During the nine months ended September 30, 2011 and 2010, options to purchase a total of 1,825,100 and 2,200,000 shares of BigString’s common stock, respectively, were cancelled, forfeited or expired with an aggregate intrinsic value of $0 and $0, respectively, at the date of expiration.
 
The fair value of each option award is estimated on the date of grant using the Black-Scholes valuation model, consistent with the provisions of ASC 718. Because option-pricing models require the use of subjective assumptions, changes in these assumptions can materially affect the fair value of the options. BigString has limited relevant historical information to support the expected exercise behavior because no exercises have taken place.
 
The following table presents the weighted-average assumptions used to estimate the fair values of the stock options granted in the periods presented:
 
   
For the Nine Months Ended
   
September 30,
   
2011
 
2010
Risk-free interest rate
    - %     - %
Expected volatility
    - %     - %
Expected life (in years)
    -       -  
Dividend yield
    -       -  
 
The risk-free interest rate is based on the U.S. Treasury yield for a term consistent with the expected life of the awards in effect at the time of the grant.
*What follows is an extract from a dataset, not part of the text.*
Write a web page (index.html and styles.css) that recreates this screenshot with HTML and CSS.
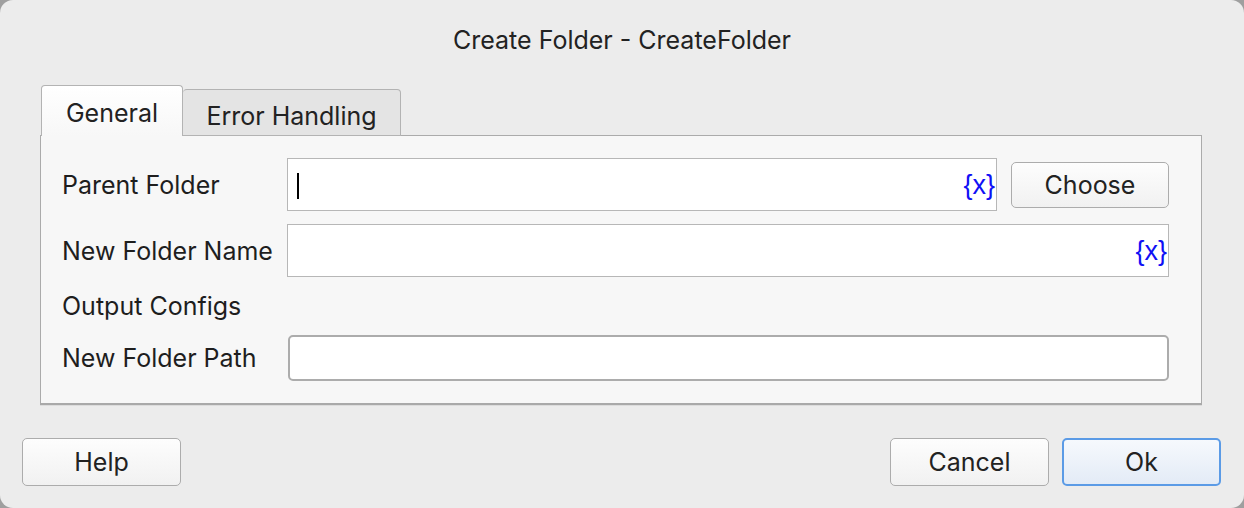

BigString estimates the volatility of its common stock at the date of the grant based on historical volatility, expected volatility and publicly traded peer companies. The expected life of stock options granted under the Equity Incentive Plan is based on management judgment, historical experience and publicly traded peer companies. BigString has no history or expectations of paying cash dividends on its common stock.